Moreover, the intended use is difficult to grasp in that the series has no easily identifiable audience—and not because it is written in Swedish.[2] If the intended audience is scholarly, then the case studies need a more explicitly stated rationale around what is excluded. Such orientation would make e.g. chapter 2 useful for the historiography segment of an introductory undergraduate seminar in Classical Studies.[3] The non-specialist reader, on the other hand, who appears both a more obvious consumer of this work because of its survey nature and therefore less likely to understand its purpose, probably requires more detailed orientation around the project’s motivation – the pivotal “so what?” that all humanists grapple with in the 21st century. Why should non-specialist readers care about how Classical Studies functions?
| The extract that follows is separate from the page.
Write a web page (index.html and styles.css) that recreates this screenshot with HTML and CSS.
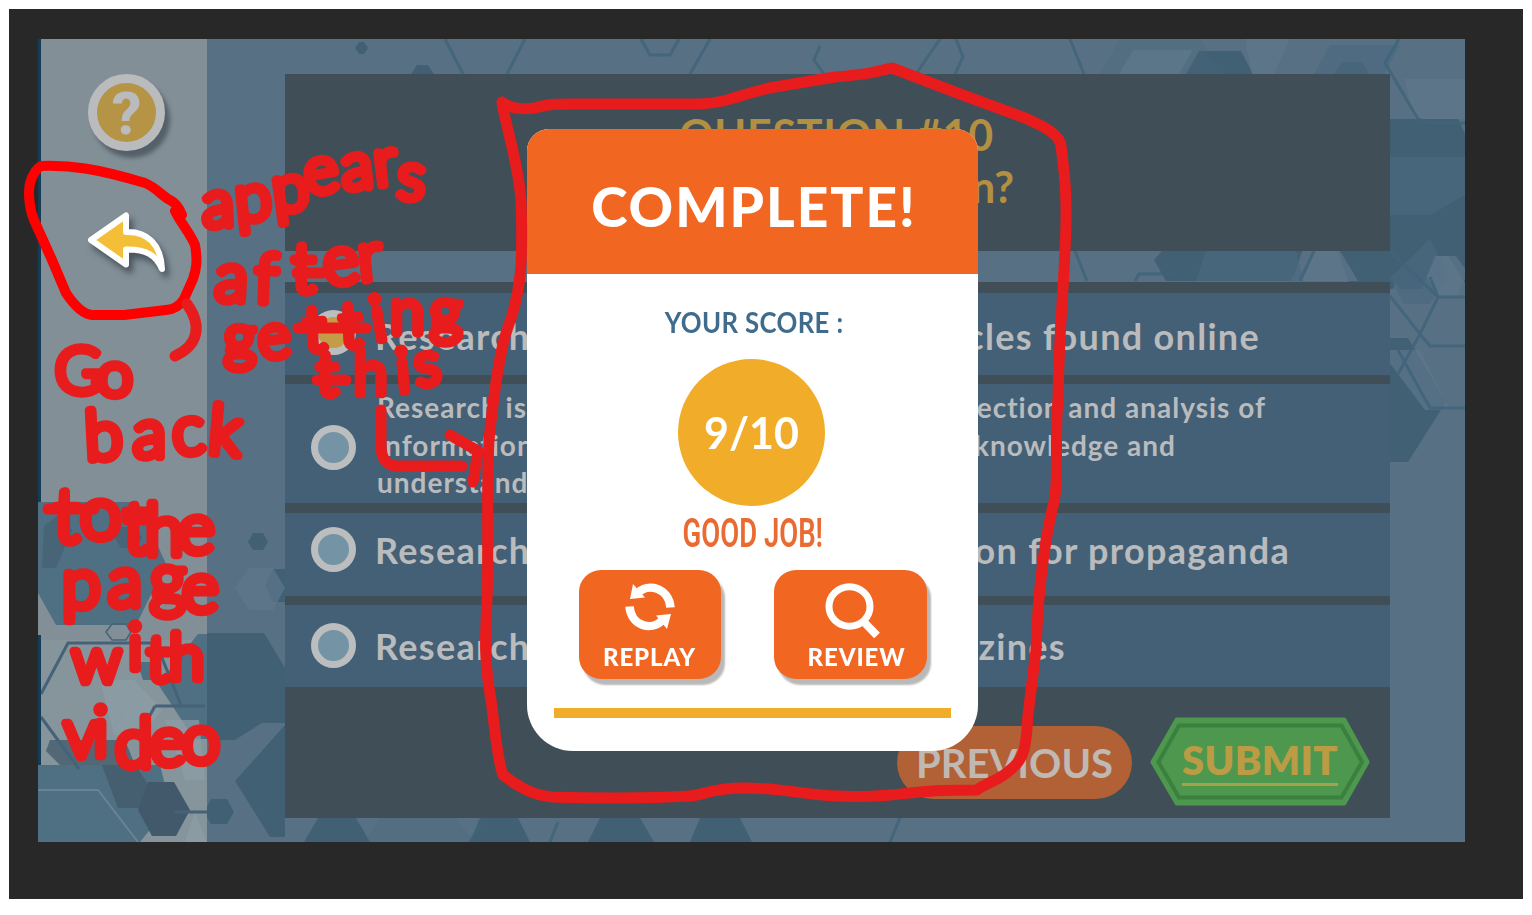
FILE: index.html
```html
<!DOCTYPE html>
<html lang="en">
<head>
<meta charset="utf-8">
<title>Quiz complete</title>
<link rel="stylesheet" href="styles.css">
</head>
<body>
<div class="frame">
  <div class="stage">
    <svg class="pattern" viewBox="38 39 1427 803" aria-hidden="true">
      <g fill="#426074">
        <path d="M355 48l4-6h5l4 6-4 6h-5zM411 74l6-9h11l6 9zM1186 74l13-23h42l12 23zM1334 74l8-12h20l7 12z"/>
        <path d="M1390 119h68l7 15v122h-31l-12 33h-22l-10-15zM1154 260l8-9h140l-6 20-6 10H1166zM1338 251h70l-15 38h-42z"/>
        <path d="M1445 251h20v32zM1390 338h18l38 64-38 60h-18z"/>
        <path d="M248 542l5-9h10l5 9-5 8h-10zM265 585l8-16h12v33h-12zM200 633h64l21 35v55h-23l-27 17h-40l-33-60zM285 725v112h-15l-35-56z"/>
        <path d="M204 812l7-13h16l7 13-7 12h-16zM318 818h38l14 24h-66zM480 818h38l12 24h-60zM600 818h40l14 24h-66zM700 818h40l12 24h-62z"/>
      </g>
      <g fill="#4b6a80" opacity=".65">
        <path d="M1390 157h75v38l-35 20h-40zM1206 251h90l8 30h-108zM1330 45h70l-16 29h-70zM1430 239l18 35-18 30h-26l-14-26z"/>
        <path d="M380 818h75l20 24H365zM1120 39h80l20 35h-120z" opacity=".5"/>
      </g>
      <g fill="#5e778b" opacity=".7">
        <path d="M235 588l14-20h24l12 20-12 22h-24zM1133 50h60l-14 24h-60zM1404 79h61v40h-50zM1245 39h45l-16 35h-22zM1436 256h20l12 17-12 24h-18l-11-20zM1315 251h25l18 30h-58zM1380 350h40l30 60h-25z"/>
      </g>
      <g fill="none" stroke="#3f647b" stroke-width="3" opacity=".85">
        <path d="M445 39l18 35M525 39l-18 35M641 39l9 16h20l9-16M710 39l-20 35M820 46l-6 14 10 14M940 39l-24 35M956 39l7 18-8 17M1070 39l14 35"/>
        <path d="M1399 39l-14 24 33 56 10 4h37M1390 296l30 38 18-37h27M1390 251l48 46-8-20M1420 334l10 12h35M1420 334l-22 40M1398 350l32 58h35M1314 251l-14 30M1075 251l12 30M1135 281l4-7h34"/>
        <path d="M470 842l12-20M890 842l10-24M550 842l8-20"/>
      </g>
    </svg>
    <aside class="sidebar">
      <svg class="sidebar-art" viewBox="38 39 169 803" aria-hidden="true">
        <path fill="#8d9ba4" d="M38 640h169v202H38z" opacity=".4"/>
        <g fill="#4f6f82">
          <path d="M38 502h100l28 62-30 61H56l-18-32z"/>
          <path d="M38 765h122l10 40-30 37H38z"/>
          <path d="M137 662h20l6 18h-20zM198 634h9v105h-13l-36-55z"/>
        </g>
        <g fill="#41596a">
          <path d="M115 538l6-11h14l7 11-7 10h-14zM44 526l18-14 10 18-16 38H42z" opacity=".45"/>
          <path d="M50 740h75l10 25H60l-14-14zM100 760l24-13 36 56-10 5H118z" opacity=".75"/>
          <path d="M148 782h26l16 28-14 26h-24l-14-26z"/>
        </g>
        <g fill="#8e9ea8" opacity=".7"><path d="M100 680h34l28 30-20 25h-28zM165 720h34l6 60h-20zM185 842l10-30 12 30z"/></g>
        <g fill="none" stroke="#456378" stroke-width="3">
          <path d="M41 694l27-51h88l25 62M41 717l38 52M155 706h50M155 706l-14 26M175 812h32"/>
          <path d="M106 632l6-8h14l5 8-5 8h-14z" stroke-width="1.5"/>
          <path d="M38 790h60l40 52M105 740l20-30" stroke="#8398a6" stroke-width="2" opacity=".5"/>
        </g>
        <path fill="#153c55" d="M38 39h3v463h-3zM38 635h3v130h-3z"/>
      </svg>
      <button class="help" aria-label="Help">?</button>
      <svg class="back" viewBox="80 204 96 80" role="img" aria-label="Back">
        <path d="M91 240L126 215.500V232C147 231 161 244 162 269C156 255 146 249 126 249.500V264.500z" fill="#f4bf38" stroke="#fff" stroke-width="6" stroke-linejoin="round"/>
      </svg>
    </aside>
    <main class="quiz">
      <header class="question">
        <h1>QUESTION #10</h1>
        <p>n?</p>
      </header>
      <section class="answers">
        <div class="answer a1"><i class="radio on"></i><div class="line l1"><span>Research</span><span>articles found online</span></div></div>
        <div class="answer a2"><i class="radio"></i><div class="lines">
          <div class="line s1"><span>Research is</span><span>collection and analysis of</span></div>
          <div class="line s2"><span>information</span><span>knowledge and</span></div>
          <div class="line s3"><span>understanding</span></div></div></div>
        <div class="answer a3"><i class="radio"></i><div class="line l3"><span>Research</span><span>information for propaganda</span></div></div>
        <div class="answer a4"><i class="radio"></i><div class="line l4"><span>Research</span><span>magazines</span></div></div>
      </section>
      <footer class="actions">
        <button class="previous"><span>PREVIOUS</span></button>
        <button class="submit">
          <svg viewBox="0 0 220 90" aria-hidden="true">
            <path d="M27 3H194L217 45L194 86H27L3 45z" fill="#4d984e" stroke="#4d984e" stroke-width="5" stroke-linejoin="round"/>
            <path d="M29 8.500H191.500L212 45L191.500 80.500H29L8.500 45z" fill="none" stroke="#3b803e" stroke-width="4"/>
          </svg>
          <span>SUBMIT</span>
        </button>
      </footer>
    </main>
  </div>
</div>

<section class="modal" role="dialog">
  <header><h2>COMPLETE!</h2></header>
  <div class="modal-body">
    <p class="label">YOUR SCORE :</p>
    <div class="score"><span>9/10</span></div>
    <p class="praise">GOOD JOB!</p>
    <div class="choices">
      <button class="choice replay">
        <svg viewBox="0 0 50 48" aria-hidden="true">
          <path d="M12 10.500C23 -1 44 5 45.500 24.500M38 36.500C27 49 6 43 4.500 23.500" fill="none" stroke="#fff" stroke-width="8.500"/>
          <path d="M8 1L5 16L20 14.500zM42 46L46 31L31 32.500z" fill="#fff"/>
        </svg>
        <span>REPLAY</span>
      </button>
      <button class="choice review">
        <svg viewBox="0 0 56 56" aria-hidden="true">
          <ellipse cx="25.500" cy="24.500" rx="20.500" ry="19.800" fill="none" stroke="#fff" stroke-width="7"/>
          <path d="M39 39L53 53.500" stroke="#fff" stroke-width="8"/>
        </svg>
        <span>REVIEW</span>
      </button>
    </div>
    <div class="bar"></div>
  </div>
</section>

<svg class="ink" viewBox="0 0 1532 915">
  <g class="strokes">
    <path class="bright" d="M41 166C70 165 95 168 145 183C157 188 162 196 170 200Q178 204 182 215L175 211C180 222 190 233 195 245C198 262 196 270 193 279L184 299Q178 309 166 310L124 315H92C82 314 72 302 66 293L52 260L34 220C29 208 28 192 30 183Q34 170 41 166z"/>
    <path d="M502 102C512 110 525 109 535 108C550 103 565 104 590 104H700C730 103 745 92 775 87L835 77C870 74 875 72 892 68L960 94L1025 118C1040 125 1060 133 1061 146C1064 170 1068 195 1065 250C1063 300 1059 330 1058 400C1054 440 1060 485 1052 510C1043 550 1038 590 1036 650L1028 715C1026 740 1027 758 1010 770C1000 780 988 782 977 790C935 790 930 791 890 795C820 801 795 788 745 788C710 788 705 795 690 796C640 799 590 798 552 797C530 795 515 784 503 775C497 760 494 720 491 700C484 660 485 640 487 600C489 550 486 500 489 440C493 400 500 350 507 330C522 290 523 260 521 200C518 160 504 120 502 102z"/>
    <path d="M187 304C202 325 199 345 175 356"/>
    <path d="M381 410V445Q381 466 398 466H462M450 435L478 451L473 482"/>
    <path d="M298 328H366M48 509H94M317 380H346M297 273H322M126 512H152M151 652H172"/>
  </g>
  <g class="hand">
    <text font-size="66" x="203 237 275 307 343 376 396" y="227 222 213 195 190 186 198" rotate="-3 -6 -8 -9 -6 -7 4">appears</text>
    <text font-size="68" x="214 254 292 326 360" y="300 302 292 286 281" rotate="3 2 0 -8 -6">after</text>
    <text font-size="62" x="224 260 305 341 375 390 430" y="358 359 351 347 341 333 332" rotate="0 -6 -3 -3 -10 0 0">getting</text>
    <text font-size="60" x="317 354 398 417" y="395 394 392 386" rotate="0 0 -5 -8">this</text>
    <text font-size="64" x="55 97" y="393 396" rotate="0 0">Go</text>
    <text font-size="68" x="86 133 174 207" y="460 457 455 453" rotate="-3 0 -5 5">back</text>
    <text font-size="74" x="54 80" y="542 539">to</text>
    <text font-size="70" x="124 145 178" y="553 555 553">the</text>
    <text font-size="70" x="62 108 150 182" y="608 606 603 612">page</text>
    <text font-size="64" x="72 128 147 169" y="682 669 681 679">with</text>
    <text font-size="68" x="64 93 115 150 182" y="757 756 767 765 763">video</text>
  </g>
</svg>
</body>
</html>
```
FILE: styles.css
```css
* { box-sizing: border-box; }
body { margin: 0; padding: 9px; width: 1532px; height: 915px; overflow: hidden; background: #fff; font-family: Lato, "Open Sans", sans-serif; font-variant-ligatures: none; position: relative; }
h1, h2, p { margin: 0; }
button { border: 0; padding: 0; background: none; font: inherit; }
.frame { width: 1514px; height: 890px; padding: 30px 58px 57px 29px; background: #282828; }
.stage { position: relative; display: flex; width: 1427px; height: 803px; background: #587083; overflow: hidden; }
.pattern { position: absolute; inset: 0; width: 1427px; height: 803px; filter: blur(.6px); }

.sidebar { position: relative; width: 169px; background: #828f97; display: flex; flex-direction: column; align-items: center; padding-top: 35px; }
.sidebar-art { position: absolute; inset: 0; width: 169px; height: 803px; filter: blur(.6px); }
.help { position: relative; width: 77px; height: 77px; margin-left: 8px; border-radius: 50%; border: 9px solid #babbbd; background: #b59445; color: #babbbd; font-family: Roboto, sans-serif; font-size: 59px; font-weight: 800; line-height: 61px; box-shadow: 5px 7px 4px rgba(60, 70, 78, .65); }
.back { position: relative; width: 96px; height: 80px; margin: 53px 0 0 11px; filter: drop-shadow(4px 6px 3px rgba(50, 60, 68, .7)); }

.quiz { position: relative; width: 1105px; margin: 35px 0 0 78px; display: flex; flex-direction: column; }
.question { height: 177px; background: #404e57; color: #b38f42; font-size: 43px; font-weight: 700; line-height: 52px; padding: 35px 93px 0 0; text-align: right; }
.question h1 { font: inherit; letter-spacing: .7px; padding-right: 303px; }
.question p { padding-right: 283px; }
.answers { margin-top: 31px; padding-top: 11px; background: #404e57; display: grid; grid-template-rows: 82px 119px 83px 82px; row-gap: 9.300px; color: #babbbd; }
.answer { display: flex; align-items: center; background: #446076; padding-left: 26px; }
.radio { flex: none; width: 45px; height: 45px; border-radius: 50%; border: 7.500px solid #bcbdbe; background: #7494a6; margin-right: 19px; }
.radio.on { background: #c39c47; }
.line { display: flex; justify-content: space-between; font-size: 36px; font-weight: 700; line-height: 44px; letter-spacing: 1.300px; white-space: nowrap; }
.a1 { padding-bottom: 4px; }
.l1 { width: 885px; margin-top: 7px; }
.a2 .radio { margin-top: 7px; }
.a3 { padding-bottom: 10px; }
.l3 { width: 915px; margin-top: 1px; }
.l4 { width: 691px; margin-top: 1px; }
.lines { margin: 3px 0 0 2px; }
.lines .line { font-size: 28px; line-height: 37.500px; letter-spacing: 1px; }
.s1 { width: 889px; }
.s2 { width: 799px; }
.actions { height: 131px; background: #404e57; display: flex; padding: 30px 20px 0 0; justify-content: flex-end; }
.previous { width: 235px; height: 73px; margin: 9px 18px 0 0; border-radius: 37px; background: #b26136; color: #c0b8b3; font-size: 40px; font-weight: 700; padding-top: 2px; }
.submit { position: relative; width: 220px; height: 90px; color: #bb9c45; font-size: 40px; font-weight: 800; }
.submit svg { position: absolute; inset: 0; width: 220px; height: 90px; }
.submit span { position: relative; display: inline-block; margin-bottom: 2px; border-bottom: 3px solid #a5a34a; line-height: 46px; letter-spacing: .3px; }

.modal { position: absolute; left: 527px; top: 129px; width: 451px; height: 622px; border-radius: 22px 22px 46px 46px; background: #fff; overflow: hidden; }
.modal header { height: 145px; background: #f16722; color: #fff; display: flex; justify-content: center; align-items: center; padding-top: 8px; }
.modal h2 { font-size: 55px; font-weight: 900; line-height: 60px; letter-spacing: 2px; margin-left: 3px; }
.modal-body { display: flex; flex-direction: column; align-items: center; }
.label { margin: 31px 0 0 3px; color: #3f6c8d; font-size: 28px; font-weight: 700; line-height: 34px; letter-spacing: .4px; white-space: nowrap; transform: scaleX(.92); }
.score { width: 147px; height: 147px; margin: 20px 2px 0 0; border-radius: 50%; background: #f1ad29; color: #fff; font-size: 43px; font-weight: 700; display: grid; place-items: center; }
.praise { margin-top: 7px; color: #e96b31; font-family: Roboto, sans-serif; font-size: 41px; font-weight: 600; line-height: 40px; white-space: nowrap; transform: scaleX(.67); }
.choices { display: flex; gap: 53px; margin-top: 17px; }
.choice { display: flex; flex-direction: column; align-items: center; height: 109px; border-radius: 22px; background: #f16722; color: #fff; box-shadow: 4px 6px 2px #b9b9b9; font-size: 24px; font-weight: 900; line-height: 28px; letter-spacing: .9px; }
.replay { width: 142px; padding-top: 13px; }
.replay svg { width: 50px; height: 48px; margin-bottom: 12px; }
.review { width: 153px; padding-top: 12px; }
.review svg { width: 56px; height: 56px; margin: 0 0 5px 3px; }
.review span { margin-left: 13px; }
.bar { width: 397px; height: 10px; margin-top: 29px; background: #f1ad29; }

.ink { position: absolute; inset: 0; width: 1532px; height: 915px; pointer-events: none; }
.strokes path { fill: none; stroke: #e81c1c; stroke-width: 11px; stroke-linecap: round; stroke-linejoin: round; }
.strokes .bright { stroke: #fe0000; stroke-width: 10px; }
.hand text { font-family: Lato, sans-serif; font-weight: 300; fill: #e81c1c; stroke: #e81c1c; stroke-width: 8.500px; stroke-linejoin: round; stroke-linecap: round; }
```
In his 2018 review, Kristensen noted that volume I was more appetizer than main course. Now, six years later and three volumes in, I think it more pertinent to think of the series as a smorgasbord. I for one look forward to sampling more dishes in the years to come, although I hope they will come with clearer ingredient labels.
Notes
[1] Volume II, Antikvetenskapens teoretiska landskap II, Från Olympia till Leonidas (2018) has not been reviewed in BMCR. Please see Ingrid Berg’s review in Current Swedish Archaeology (2019) 27: 247-250.
[2] I want to underscore my own firm belief in a multilingual future for the academy and am excited to see Nordic Academic Press commit to such a massive undertaking in a language understood by “merely” ten million people.
[3] Kristensen notes that there are four such departments at Swedish universities: Lund, Uppsala, Stockholm, and Gothenburg.